No one provided a better weather vane for the shifting political winds than Hjalmar Schacht. The Young Plan negotiations left him disappointed and bitter. In the late 1920s, he and his old protector Gustav Stresemann had allowed Germany to borrow vast amounts of money from U.S. banks in the hope of forcing American involvement in the reparations question. Their strategy of binding the German republic to American money had, however, not paid off. In Schacht’s view, the American bankers had failed to deliver. He and Stresemann had clearly exaggerated the power and influence of Wall Street to impose a resolution of the reparations issue.
In October 1929, three weeks before the Wall Street crash, Stresemann died suddenly of a stroke at only fifty-one, a victim of stress and overwork. After the grim letdown of the Young Plan negotiations and Stresemann’s death, Schacht lost any remaining faith in the American solution.
He was now in a quandary.
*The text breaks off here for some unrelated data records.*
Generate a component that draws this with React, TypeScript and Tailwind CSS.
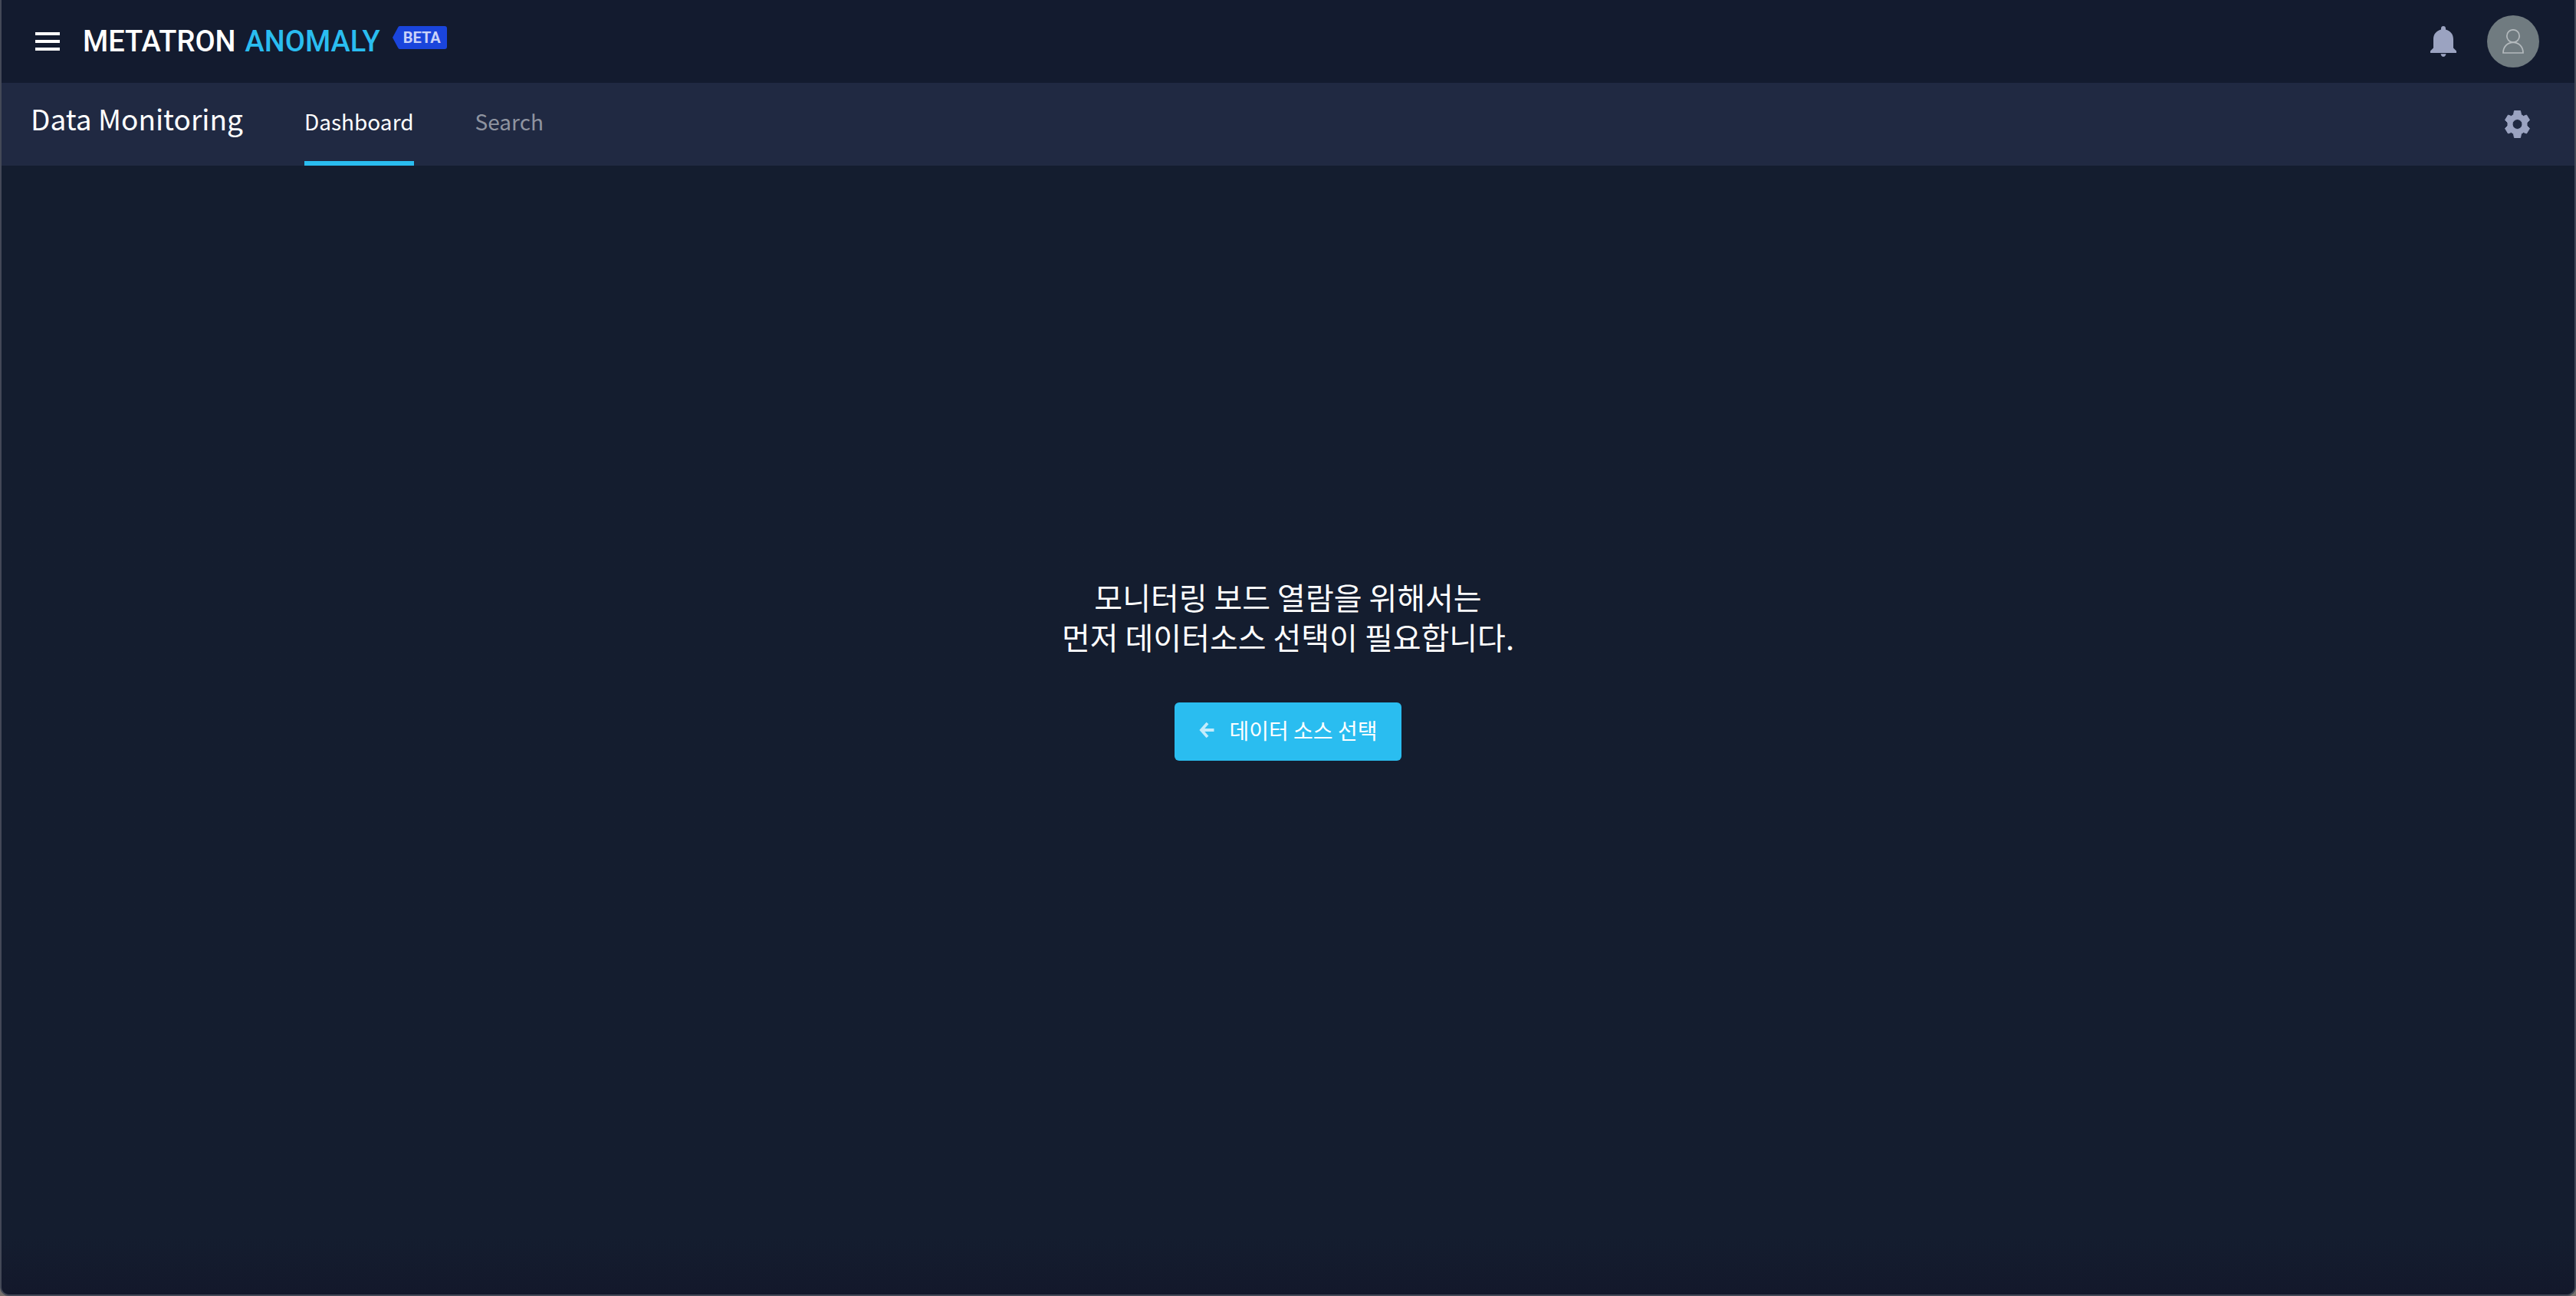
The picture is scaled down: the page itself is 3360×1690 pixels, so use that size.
import React from "react";

function MenuIcon() {
  return (
    <svg viewBox="0 0 32 24" className="h-6 w-8" fill="currentColor" aria-hidden="true">
      <path d="M0 0h32v4H0zM0 10h32v4H0zM0 20h32v4H0z" />
    </svg>
  );
}

function BellIcon() {
  return (
    <svg viewBox="0 0 34 40" className="h-10 w-[34px]" fill="currentColor" aria-hidden="true">
      <path d="M17 0c1.800 0 3 1.200 3 3v1.500C26 6 30 10.500 30 17v11.500l4 4V35H0v-2.500l4-4V17C4 10.500 8 6 14 4.500V3c0-1.800 1.200-3 3-3z" />
      <path d="M13.500 36.300h7c-.4 2.300-1.700 3.700-3.500 3.700s-3.100-1.400-3.500-3.700z" />
    </svg>
  );
}

function UserIcon() {
  return (
    <svg viewBox="0 0 28 32" className="h-8 w-7" fill="none" stroke="currentColor" strokeWidth="1.700" aria-hidden="true">
      <circle cx="14" cy="9" r="8.200" />
      <path d="M1 31c0-8 5.500-13.700 13-13.700S27 23 27 31z" />
    </svg>
  );
}

function GearIcon() {
  return (
    <svg viewBox="-0.500 -0.500 33 36" className="h-9 w-[33px]" fill="currentColor" stroke="currentColor" strokeLinejoin="round" aria-hidden="true">
      <path
        fillRule="evenodd"
        d="M12 0h8l1 5 3 2 4-1.500 4 6.500-3.500 3.500v4L32 23l-4 6.500-4-1.500-3 2-1 5h-8l-1-5-3-2-4 1.500L0 23l3.500-3.500v-4L0 12l4-6.500L8 7l3-2zM16 11a6.500 6.500 0 1 0 0 13 6.500 6.500 0 0 0 0-13z"
      />
    </svg>
  );
}

function ArrowLeftIcon() {
  return (
    <svg viewBox="0 0 20 22" className="h-[22px] w-5" fill="none" stroke="currentColor" strokeWidth="3.800" aria-hidden="true">
      <path d="M11 2 3 11l8 9M3 11h16.500" />
    </svg>
  );
}

function Logo() {
  return (
    <a href="#" className="flex items-center gap-4" aria-label="Metatron Anomaly Beta">
      <span className="flex gap-3 font-['Roboto',sans-serif] text-[38px] leading-10 font-medium">
        <span className="text-white">METATRON</span>
        <span className="text-[#2abdf0]">ANOMALY</span>
      </span>
      <span className="relative mb-2.5 flex h-[30px] w-[71px] items-center pl-3.5 font-['Roboto',sans-serif] text-xl font-bold text-[#c9d2f8]">
        <svg viewBox="0 0 71 30" className="absolute inset-0 size-full" fill="#1a45dc" aria-hidden="true">
          <path d="M10 0h58a3 3 0 0 1 3 3v24a3 3 0 0 1-3 3H10a3 3 0 0 1-3-2L0 15 7 2a3 3 0 0 1 3-2z" />
        </svg>
        <span className="relative">BETA</span>
      </span>
    </a>
  );
}

export default function App() {
  return (
    <div className="bg-[#77716d]">
      <div className="flex min-h-screen flex-col overflow-hidden rounded-b-xl border-x-2 border-b-2 border-[#434857] bg-[#141d2f] font-['Noto_Sans_CJK_KR',sans-serif] text-white">
        <header className="flex h-[108px] items-center justify-between bg-[#131b2f] pr-[46px] pl-11">
          <div className="flex items-center gap-[30px]">
            <button type="button" aria-label="Menu"><MenuIcon /></button>
            <Logo />
          </div>
          <div className="flex items-center gap-10">
            <button type="button" aria-label="Notifications" className="text-[#9ba3c1]"><BellIcon /></button>
            <button type="button" aria-label="Account" className="flex size-[68px] items-center justify-center rounded-full bg-[#707b80] text-[#b4babd]">
              <UserIcon />
            </button>
          </div>
        </header>
        <nav className="flex h-[108px] items-stretch justify-between bg-[#202942] pr-[58px] pl-[38px]">
          <div className="flex items-stretch gap-20">
            <h1 className="pt-4 text-[37px] leading-[60px]">Data Monitoring</h1>
            <div className="flex items-stretch gap-20 text-[28px] leading-[40px]">
              <a href="#dashboard" aria-current="page" className="flex items-center border-b-6 border-[#2abdf0] pb-0.5">Dashboard</a>
              <a href="#search" className="flex items-center border-b-6 border-transparent pb-0.5 text-[#8f94a0]">Search</a>
            </div>
          </div>
          <button type="button" aria-label="Settings" className="text-[#9ba3c1]"><GearIcon /></button>
        </nav>
        <main className="flex grow flex-col items-center justify-center bg-linear-to-b from-[#141d2f] from-95% to-[#13182b] pb-[160px]">
          <p className="text-center text-[40px] leading-[52px]">
            모니터링 보드 열람을 위해서는
            <br />
            먼저 데이터소스 선택이 필요합니다.
          </p>
          <button type="button" className="mt-[60px] flex h-[76px] items-center gap-5 rounded-md bg-[#2abdf0] px-8 pb-1 text-[28px] leading-10">
            <span className="text-[#c4ecfb]"><ArrowLeftIcon /></span>
            데이터 소스 선택
          </button>
        </main>
      </div>
    </div>
  );
}
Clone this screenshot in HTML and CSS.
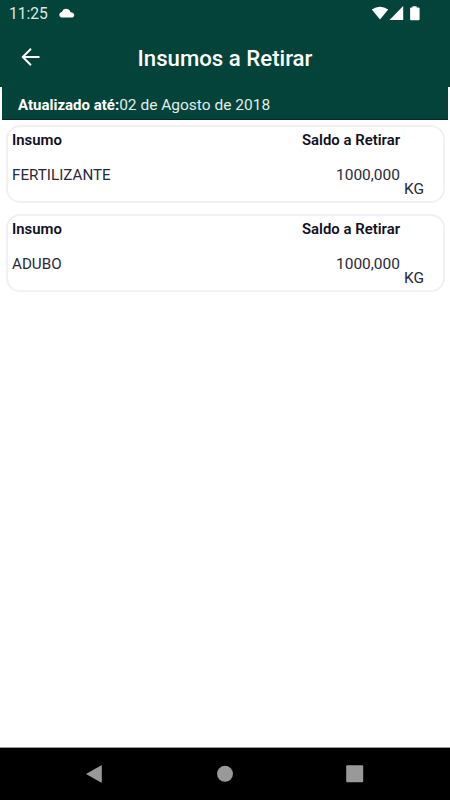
FILE: index.html
```html
<!DOCTYPE html>
<html lang="pt-BR">
<head>
<meta charset="utf-8">
<title>Insumos a Retirar</title>
<link rel="stylesheet" href="styles.css">
</head>
<body>
<header class="top">
  <div class="status">
    <span class="clock">11:25</span>
    <svg class="cloud" width="16" height="10" viewBox="0 0 16 10"><path d="M3.300 9.600C1.500 9.600.3 8.500.3 7c0-1.600 1.100-2.700 2.600-2.900C3.700 2 5 .8 7 .8c2.500 0 4 1.500 4.500 3.500 2.200.2 3.700 1.100 3.700 2.900 0 1.500-1.100 2.400-2.700 2.400z"/></svg>
    <svg class="signals" width="50" height="16" viewBox="0 0 50 16"><path d="M.8 3.400Q9-1.900 17.200 3.400L9 13.600zM32.200 0v13.900H18.500zM41.400.2h4.200v1.200h1.900q1.100 0 1.100 1.100v10.700q0 1.100-1.100 1.100h-7.300q-1.100 0-1.100-1.100V2.500q0-1.100 1.100-1.100h1.200z"/></svg>
  </div>
  <div class="appbar">
    <svg class="back" width="20" height="20" viewBox="0 0 20 20"><path d="M19.500 10H2.800M11 1.800L2.800 10l8.200 8.200"/></svg>
    <h1 class="title">Insumos a Retirar</h1>
  </div>
</header>
<main class="content">
  <div class="updated"><b>Atualizado até:</b><span class="date">02 de Agosto de 2018</span></div>
  <section class="card">
    <div class="row head"><span>Insumo</span><span>Saldo a Retirar</span></div>
    <div class="row value"><span class="name">FERTILIZANTE</span><span>1000,000</span></div>
    <div class="unit">KG</div>
  </section>
  <section class="card">
    <div class="row head"><span>Insumo</span><span>Saldo a Retirar</span></div>
    <div class="row value"><span class="name">ADUBO</span><span>1000,000</span></div>
    <div class="unit">KG</div>
  </section>
</main>
<nav class="nav">
  <svg width="18" height="20" viewBox="0 0 18 20"><path d="M1 10L16 1.400q.8-.3.800.5v16q0 .9-.8.500z"/></svg>
  <svg width="18" height="20" viewBox="0 0 18 20"><circle cx="9" cy="9.800" r="8"/></svg>
  <svg width="18" height="20" viewBox="0 0 18 20"><rect x=".2" y="1.300" width="17" height="17" rx="1"/></svg>
</nav>
</body>
</html>
```
FILE: styles.css
```css
* { box-sizing: border-box; }
body {
  margin: 0;
  height: 800px;
  display: flex;
  flex-direction: column;
  overflow: hidden;
  background: #fff;
  color: #10101f;
  font-family: Roboto, sans-serif;
  font-size: 15.500px;
  font-weight: 400;
}
.top { height: 87px; background: #04433a; color: #fff; }
.status { height: 28px; display: flex; align-items: center; padding: 0 29px 0 9px; }
.clock { width: 50px; font-size: 15.600px; line-height: 28px; color: #dfe9e7; }
.cloud, .signals { fill: #fff; }
.cloud { margin-top: -2px; }
.signals { margin: 1px 0 2px auto; }
.appbar {
  height: 59px;
  display: grid;
  grid-template-columns: 28px 1fr 28px;
  align-items: center;
  padding: 0 20px;
}
.back { fill: none; stroke: #fff; stroke-width: 2; margin-top: -2px; }
.title { margin: 1px 0 0; text-align: center; font-size: 22.200px; font-weight: 500; line-height: 28px; }
.content { flex: 1; padding: 0 2px; }
.updated {
  height: 33px;
  margin-bottom: 5px;
  padding-left: 16px;
  background: #04433a;
  border-bottom: 1px solid #062b22;
  color: #fff;
  line-height: 36px;
  white-space: nowrap;
}
.updated b { font-size: 15px; font-weight: 700; }
.date { color: #e3ece9; }
.card {
  height: 78px;
  margin: 0 3.500px 11px;
  padding: 4px 18.500px 0 4.500px;
  border: 2px solid #f0f0f6;
  border-radius: 14px;
}
.row { display: flex; justify-content: space-between; padding-right: 24px; line-height: 18px; }
.head { font-weight: 600; font-size: 14.900px; }
.value, .unit { color: #28283a; }
.value { margin-top: 17px; }
.name { font-size: 15.200px; }
.unit { margin-top: -4px; text-align: right; line-height: 18px; }
.nav {
  height: 53px;
  display: flex;
  justify-content: space-between;
  align-items: center;
  padding: 0 86px 0 85px;
  border-top: 1px solid #999;
  background: #000;
}
.nav svg { fill: #999; }
```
Disillusioned with the Americans, he was more willing to explore alternatives, including the unilateral repudiation being advanced by the nationalist right. But it was hard for him to jettison the Young Plan at this stage—after all, the document bore his signature—without looking like a shameless opportunist.
In November, during negotiations at The Hague, the German government agreed to modest adjustments to the Young Plan terms. In return, the Allies agreed to advance the date for withdrawing their remaining troops from the Rhineland, and reached a settlement on the status of German citizens in lands previously part of East Prussia but ceded to Poland at Versailles. The effect of all these modifications was to add some 4 to 5 percent to the Young Plan payments, amounting to about $25 million a year. The economic significance was trivial—nevertheless, it provided Schacht with just the excuse he needed to break with the government.